WHAT YOU HAVE TO DO: Drop every picture, then transcribe the remaining data exactly.

DATASET EXCERPT:
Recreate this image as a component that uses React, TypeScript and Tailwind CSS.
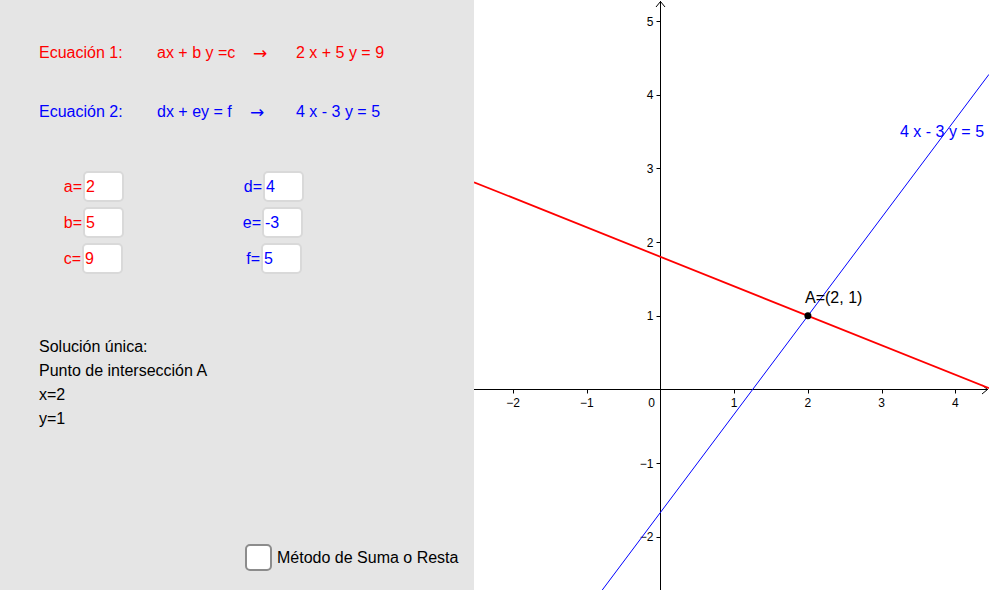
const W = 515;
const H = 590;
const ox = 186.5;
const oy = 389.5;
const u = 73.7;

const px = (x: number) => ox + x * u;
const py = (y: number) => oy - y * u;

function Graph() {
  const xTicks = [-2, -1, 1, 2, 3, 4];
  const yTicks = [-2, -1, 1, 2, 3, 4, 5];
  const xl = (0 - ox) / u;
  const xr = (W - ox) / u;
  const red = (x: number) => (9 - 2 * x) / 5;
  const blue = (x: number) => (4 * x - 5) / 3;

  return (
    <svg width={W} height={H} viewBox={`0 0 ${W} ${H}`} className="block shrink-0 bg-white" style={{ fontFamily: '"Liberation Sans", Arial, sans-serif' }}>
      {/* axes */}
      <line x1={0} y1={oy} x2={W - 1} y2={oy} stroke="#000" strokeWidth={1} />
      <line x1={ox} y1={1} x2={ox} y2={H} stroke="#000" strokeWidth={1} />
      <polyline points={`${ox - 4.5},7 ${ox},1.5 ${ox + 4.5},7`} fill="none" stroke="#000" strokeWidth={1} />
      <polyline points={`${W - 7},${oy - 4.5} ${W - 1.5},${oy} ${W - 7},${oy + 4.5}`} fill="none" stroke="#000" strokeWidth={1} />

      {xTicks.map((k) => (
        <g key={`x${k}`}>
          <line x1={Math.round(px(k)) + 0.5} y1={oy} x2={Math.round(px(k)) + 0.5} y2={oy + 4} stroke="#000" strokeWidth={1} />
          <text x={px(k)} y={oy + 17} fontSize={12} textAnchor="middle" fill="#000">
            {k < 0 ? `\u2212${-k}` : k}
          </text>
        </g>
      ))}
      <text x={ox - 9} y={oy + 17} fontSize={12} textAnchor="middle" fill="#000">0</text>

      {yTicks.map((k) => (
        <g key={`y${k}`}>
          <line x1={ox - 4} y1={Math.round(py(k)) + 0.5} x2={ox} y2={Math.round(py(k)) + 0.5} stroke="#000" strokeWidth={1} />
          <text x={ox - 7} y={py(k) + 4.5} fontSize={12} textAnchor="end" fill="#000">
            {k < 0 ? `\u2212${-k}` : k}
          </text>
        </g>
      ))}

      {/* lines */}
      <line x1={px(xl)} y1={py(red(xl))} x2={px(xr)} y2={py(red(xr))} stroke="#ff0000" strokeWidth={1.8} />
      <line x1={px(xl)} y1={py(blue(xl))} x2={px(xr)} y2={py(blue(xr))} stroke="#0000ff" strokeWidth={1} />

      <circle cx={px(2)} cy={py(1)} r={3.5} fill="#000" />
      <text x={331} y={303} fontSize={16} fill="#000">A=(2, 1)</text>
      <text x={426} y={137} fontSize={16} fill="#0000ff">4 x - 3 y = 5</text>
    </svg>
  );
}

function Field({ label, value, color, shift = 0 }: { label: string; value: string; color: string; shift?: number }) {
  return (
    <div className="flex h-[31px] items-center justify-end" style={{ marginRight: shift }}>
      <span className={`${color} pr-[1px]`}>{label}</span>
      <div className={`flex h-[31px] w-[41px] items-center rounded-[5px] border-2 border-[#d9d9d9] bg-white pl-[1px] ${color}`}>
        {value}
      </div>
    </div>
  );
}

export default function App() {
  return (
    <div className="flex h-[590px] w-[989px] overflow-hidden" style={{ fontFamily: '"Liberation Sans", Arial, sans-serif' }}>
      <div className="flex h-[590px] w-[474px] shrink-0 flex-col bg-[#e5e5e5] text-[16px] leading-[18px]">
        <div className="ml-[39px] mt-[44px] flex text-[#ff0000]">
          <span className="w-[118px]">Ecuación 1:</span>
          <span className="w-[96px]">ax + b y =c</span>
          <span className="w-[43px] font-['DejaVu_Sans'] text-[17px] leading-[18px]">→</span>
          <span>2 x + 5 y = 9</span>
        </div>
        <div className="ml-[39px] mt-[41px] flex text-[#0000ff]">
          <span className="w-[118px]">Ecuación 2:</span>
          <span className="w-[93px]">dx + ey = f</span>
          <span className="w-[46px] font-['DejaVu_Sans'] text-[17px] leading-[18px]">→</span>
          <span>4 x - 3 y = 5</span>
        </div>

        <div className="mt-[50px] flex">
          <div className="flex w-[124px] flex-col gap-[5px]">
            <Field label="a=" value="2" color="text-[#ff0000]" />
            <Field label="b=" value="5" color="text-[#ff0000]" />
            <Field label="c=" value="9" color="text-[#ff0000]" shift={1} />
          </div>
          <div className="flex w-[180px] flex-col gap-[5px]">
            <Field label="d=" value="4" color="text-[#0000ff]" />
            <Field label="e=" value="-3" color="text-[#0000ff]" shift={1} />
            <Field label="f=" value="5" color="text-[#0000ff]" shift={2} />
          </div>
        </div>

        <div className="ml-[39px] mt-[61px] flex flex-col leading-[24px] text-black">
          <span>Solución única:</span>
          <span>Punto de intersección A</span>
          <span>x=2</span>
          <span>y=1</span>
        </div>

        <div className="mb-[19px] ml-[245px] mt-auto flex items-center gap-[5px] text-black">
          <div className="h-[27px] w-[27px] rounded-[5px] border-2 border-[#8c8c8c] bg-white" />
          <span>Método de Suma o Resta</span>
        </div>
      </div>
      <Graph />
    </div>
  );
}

SOLUTION:
Recreate this image as a component that uses React, TypeScript and Tailwind CSS.
const W = 515;
const H = 590;
const ox = 186.5;
const oy = 389.5;
const u = 73.7;

const px = (x: number) => ox + x * u;
const py = (y: number) => oy - y * u;

function Graph() {
  const xTicks = [-2, -1, 1, 2, 3, 4];
  const yTicks = [-2, -1, 1, 2, 3, 4, 5];
  const xl = (0 - ox) / u;
  const xr = (W - ox) / u;
  const red = (x: number) => (9 - 2 * x) / 5;
  const blue = (x: number) => (4 * x - 5) / 3;

  return (
    <svg width={W} height={H} viewBox={`0 0 ${W} ${H}`} className="block shrink-0 bg-white" style={{ fontFamily: '"Liberation Sans", Arial, sans-serif' }}>
      {/* axes */}
      <line x1={0} y1={oy} x2={W - 1} y2={oy} stroke="#000" strokeWidth={1} />
      <line x1={ox} y1={1} x2={ox} y2={H} stroke="#000" strokeWidth={1} />
      <polyline points={`${ox - 4.5},7 ${ox},1.5 ${ox + 4.5},7`} fill="none" stroke="#000" strokeWidth={1} />
      <polyline points={`${W - 7},${oy - 4.5} ${W - 1.5},${oy} ${W - 7},${oy + 4.5}`} fill="none" stroke="#000" strokeWidth={1} />

      {xTicks.map((k) => (
        <g key={`x${k}`}>
          <line x1={Math.round(px(k)) + 0.5} y1={oy} x2={Math.round(px(k)) + 0.5} y2={oy + 4} stroke="#000" strokeWidth={1} />
          <text x={px(k)} y={oy + 17} fontSize={12} textAnchor="middle" fill="#000">
            {k < 0 ? `\u2212${-k}` : k}
          </text>
        </g>
      ))}
      <text x={ox - 9} y={oy + 17} fontSize={12} textAnchor="middle" fill="#000">0</text>

      {yTicks.map((k) => (
        <g key={`y${k}`}>
          <line x1={ox - 4} y1={Math.round(py(k)) + 0.5} x2={ox} y2={Math.round(py(k)) + 0.5} stroke="#000" strokeWidth={1} />
          <text x={ox - 7} y={py(k) + 4.5} fontSize={12} textAnchor="end" fill="#000">
            {k < 0 ? `\u2212${-k}` : k}
          </text>
        </g>
      ))}

      {/* lines */}
      <line x1={px(xl)} y1={py(red(xl))} x2={px(xr)} y2={py(red(xr))} stroke="#ff0000" strokeWidth={1.8} />
      <line x1={px(xl)} y1={py(blue(xl))} x2={px(xr)} y2={py(blue(xr))} stroke="#0000ff" strokeWidth={1} />

      <circle cx={px(2)} cy={py(1)} r={3.5} fill="#000" />
      <text x={331} y={303} fontSize={16} fill="#000">A=(2, 1)</text>
      <text x={426} y={137} fontSize={16} fill="#0000ff">4 x - 3 y = 5</text>
    </svg>
  );
}

function Field({ label, value, color, shift = 0 }: { label: string; value: string; color: string; shift?: number }) {
  return (
    <div className="flex h-[31px] items-center justify-end" style={{ marginRight: shift }}>
      <span className={`${color} pr-[1px]`}>{label}</span>
      <div className={`flex h-[31px] w-[41px] items-center rounded-[5px] border-2 border-[#d9d9d9] bg-white pl-[1px] ${color}`}>
        {value}
      </div>
    </div>
  );
}

export default function App() {
  return (
    <div className="flex h-[590px] w-[989px] overflow-hidden" style={{ fontFamily: '"Liberation Sans", Arial, sans-serif' }}>
      <div className="flex h-[590px] w-[474px] shrink-0 flex-col bg-[#e5e5e5] text-[16px] leading-[18px]">
        <div className="ml-[39px] mt-[44px] flex text-[#ff0000]">
          <span className="w-[118px]">Ecuación 1:</span>
          <span className="w-[96px]">ax + b y =c</span>
          <span className="w-[43px] font-['DejaVu_Sans'] text-[17px] leading-[18px]">→</span>
          <span>2 x + 5 y = 9</span>
        </div>
        <div className="ml-[39px] mt-[41px] flex text-[#0000ff]">
          <span className="w-[118px]">Ecuación 2:</span>
          <span className="w-[93px]">dx + ey = f</span>
          <span className="w-[46px] font-['DejaVu_Sans'] text-[17px] leading-[18px]">→</span>
          <span>4 x - 3 y = 5</span>
        </div>

        <div className="mt-[50px] flex">
          <div className="flex w-[124px] flex-col gap-[5px]">
            <Field label="a=" value="2" color="text-[#ff0000]" />
            <Field label="b=" value="5" color="text-[#ff0000]" />
            <Field label="c=" value="9" color="text-[#ff0000]" shift={1} />
          </div>
          <div className="flex w-[180px] flex-col gap-[5px]">
            <Field label="d=" value="4" color="text-[#0000ff]" />
            <Field label="e=" value="-3" color="text-[#0000ff]" shift={1} />
            <Field label="f=" value="5" color="text-[#0000ff]" shift={2} />
          </div>
        </div>

        <div className="ml-[39px] mt-[61px] flex flex-col leading-[24px] text-black">
          <span>Solución única:</span>
          <span>Punto de intersección A</span>
          <span>x=2</span>
          <span>y=1</span>
        </div>

        <div className="mb-[19px] ml-[245px] mt-auto flex items-center gap-[5px] text-black">
          <div className="h-[27px] w-[27px] rounded-[5px] border-2 border-[#8c8c8c] bg-white" />
          <span>Método de Suma o Resta</span>
        </div>
      </div>
      <Graph />
    </div>
  );
}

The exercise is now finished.